What you have to do:
Write the lines out again, from the top of the material to the line containing "string; phone: string;", pictures excluded.

Supplied data:

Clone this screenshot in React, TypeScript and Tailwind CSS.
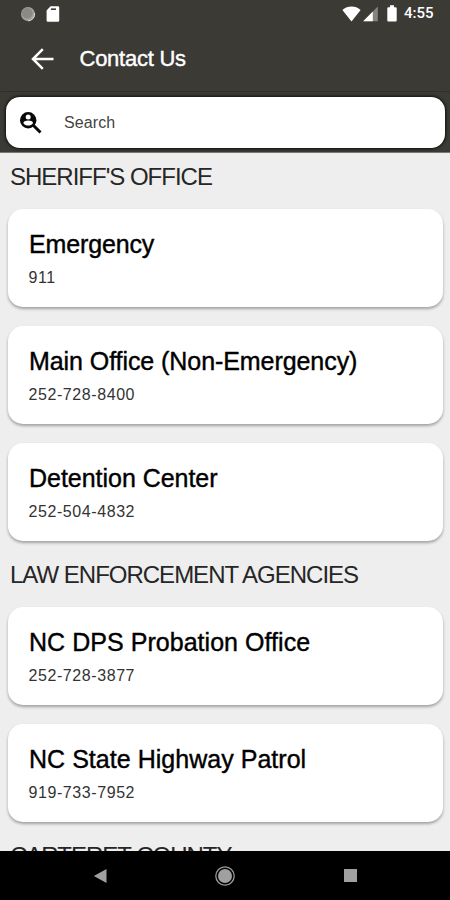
import type { ReactNode } from 'react';

type Contact = { name: string; phone: string; tracking: string };

const sheriff: Contact[] = [
  { name: 'Emergency', phone: '911', tracking: 'tracking-[-0.15px]' },
  {
    name: 'Main Office (Non-Emergency)',
    phone: '252-728-8400',
    tracking: 'tracking-[-0.07px]',
  },
  {
    name: 'Detention Center',
    phone: '252-504-4832',
    tracking: 'tracking-[-0.03px]',
  },
];

const agencies: Contact[] = [
  {
    name: 'NC DPS Probation Office',
    phone: '252-728-3877',
    tracking: 'tracking-[0.04px]',
  },
  {
    name: 'NC State Highway Patrol',
    phone: '919-733-7952',
    tracking: 'tracking-[0.03px]',
  },
];

function StatusBar() {
  return (
    <div className="flex h-[27px] items-center pl-5 pr-[16px]">
      <svg width="16" height="16" viewBox="0 0 16 16">
        <circle cx="8" cy="8" r="7" fill="#a3a3a0" />
        <circle cx="7.2" cy="7.2" r="5.4" fill="#8a8a87" />
        <path d="M14.6 7A7 7 0 0 1 8 15" fill="none" stroke="#d8d8d6" />
      </svg>
      <svg className="ml-[10px]" width="14" height="16" viewBox="0 0 14 16">
        <path
          d="M4.5 .2H12a1.2 1.2 0 0 1 1.2 1.2V14.6a1.2 1.2 0 0 1-1.2 1.2H1.8A1.2 1.2 0 0 1 .6 14.6V4.500z"
          fill="#fff"
        />
        <path d="M5 3.2h5" stroke="#3b3a35" strokeWidth="1.6" />
      </svg>
      <svg className="ml-auto" width="19" height="16" viewBox="0 0 19 16">
        <path d="M9.500 15.500.4 4C5.500-.6 13.500-.6 18.600 4z" fill="#fff" />
      </svg>
      <svg className="ml-[2px]" width="15" height="16" viewBox="0 0 15 16">
        <path d="M.2 15.3 14.8.5v14.8z" fill="#85847f" />
        <path d="M.2 15.3 9.8 5.6v9.700z" fill="#fff" />
      </svg>
      <svg className="ml-[9px]" width="10" height="17" viewBox="0 0 10 17">
        <path
          d="M3 .3h4v1.9h1.7a1 1 0 0 1 1 1v12.3a1 1 0 0 1-1 1H1.3a1 1 0 0 1-1-1V3.2a1 1 0 0 1 1-1H3z"
          fill="#fff"
        />
      </svg>
      <span className="ml-[7px] w-[30px] whitespace-nowrap font-['Roboto'] text-[15px] font-medium leading-none text-white">
        4:55
      </span>
    </div>
  );
}

function SectionTitle({ children }: { children: ReactNode }) {
  return (
    <h2 className="whitespace-nowrap pl-[10px] text-[24px] leading-[28px] tracking-[-1px] text-[#262626]">
      {children}
    </h2>
  );
}

function ContactCard({ name, phone, tracking }: Contact) {
  return (
    <div className="h-[98px] rounded-[15px] bg-white pl-[21px] pt-[20px] shadow-[0_2px_3px_rgba(0,0,0,0.32)]">
      <div
        className={`${tracking} whitespace-nowrap text-[25px] leading-[31px] text-black [-webkit-text-stroke:0.4px_#000]`}
      >
        {name}
      </div>
      <div className="-ml-[0.5px] mt-[7px] text-[16px] leading-[21px] tracking-[0.58px] text-[#333]">
        {phone}
      </div>
    </div>
  );
}

function CardList({ items }: { items: Contact[] }) {
  return (
    <div className="flex flex-col gap-[19px] pl-2 pr-[7px]">
      {items.map((c) => (
        <ContactCard key={c.name} {...c} />
      ))}
    </div>
  );
}

export default function App() {
  return (
    <div className="flex h-[900px] w-[450px] flex-col overflow-hidden bg-[#eee] font-['Liberation_Sans',sans-serif]">
      <header className="h-[153px] shrink-0 border-b border-[#77767a] bg-[#3b3a35]">
        <StatusBar />
        <div className="flex h-[64px] items-center pl-[31px]">
          <svg width="23" height="22" viewBox="0 0 23 22">
            <path
              d="M22.500 11H2M11.800 1.200 2 11l9.800 9.800"
              fill="none"
              stroke="#fff"
              strokeWidth="2.5"
            />
          </svg>
          <h1 className="ml-[25.5px] text-[22px] leading-[26px] tracking-[-0.25px] text-white [-webkit-text-stroke:0.4px_#fff]">
            Contact Us
          </h1>
        </div>
        <div className="h-[61px] border-t border-[#302f2b] pl-[6px] pr-[5px] pt-[5px]">
          <div className="flex h-[51px] items-center rounded-[14px] bg-white pl-[13px] shadow-[0_0_3px_1px_rgba(0,0,0,0.75)]">
            <svg width="24" height="24" viewBox="0 0 24 24">
              <circle cx="9.2" cy="9.2" r="8.2" fill="#080808" />
              <circle cx="9.2" cy="6" r="2.5" fill="#fff" />
              <path d="M4.3 11.9c1-3.200 8.800-3.200 9.800 0-2.200 3.500-7.600 3.500-9.800 0z" fill="#fff" />
              <path d="m14.500 14.500 7 7" stroke="#080808" strokeWidth="3" />
            </svg>
            <span className="ml-[21px] text-base tracking-[0.1px] text-[#444]">Search</span>
          </div>
        </div>
      </header>

      <main className="min-h-0 flex-1 overflow-hidden pt-[10px]">
        <SectionTitle>SHERIFF'S OFFICE</SectionTitle>
        <div className="mt-[18px]">
          <CardList items={sheriff} />
        </div>
        <div className="mt-[20px]">
          <SectionTitle>LAW ENFORCEMENT AGENCIES</SectionTitle>
        </div>
        <div className="mt-[18px]">
          <CardList items={agencies} />
        </div>
        <div className="mt-[20px]">
          <SectionTitle>CARTERET COUNTY</SectionTitle>
        </div>
      </main>

      <nav className="flex h-[49px] shrink-0 items-center bg-black pl-[93px]">
        <svg width="14" height="16" viewBox="0 0 14 16">
          <path d="M.8 8 13.500 1v14z" fill="#a0a0a0" />
        </svg>
        <svg className="ml-[108px]" width="20" height="20" viewBox="0 0 20 20">
          <circle cx="10" cy="10" r="9.2" fill="none" stroke="#999" strokeWidth="1.3" />
          <circle cx="10" cy="10" r="7" fill="#a0a0a0" />
        </svg>
        <div className="ml-[109px] h-[13px] w-[13px] bg-[#a0a0a0]" />
      </nav>
    </div>
  );
}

Expected answer:
Clone this screenshot in React, TypeScript and Tailwind CSS.
import type { ReactNode } from 'react';

type Contact = { name: string; phone: string; tracking: string };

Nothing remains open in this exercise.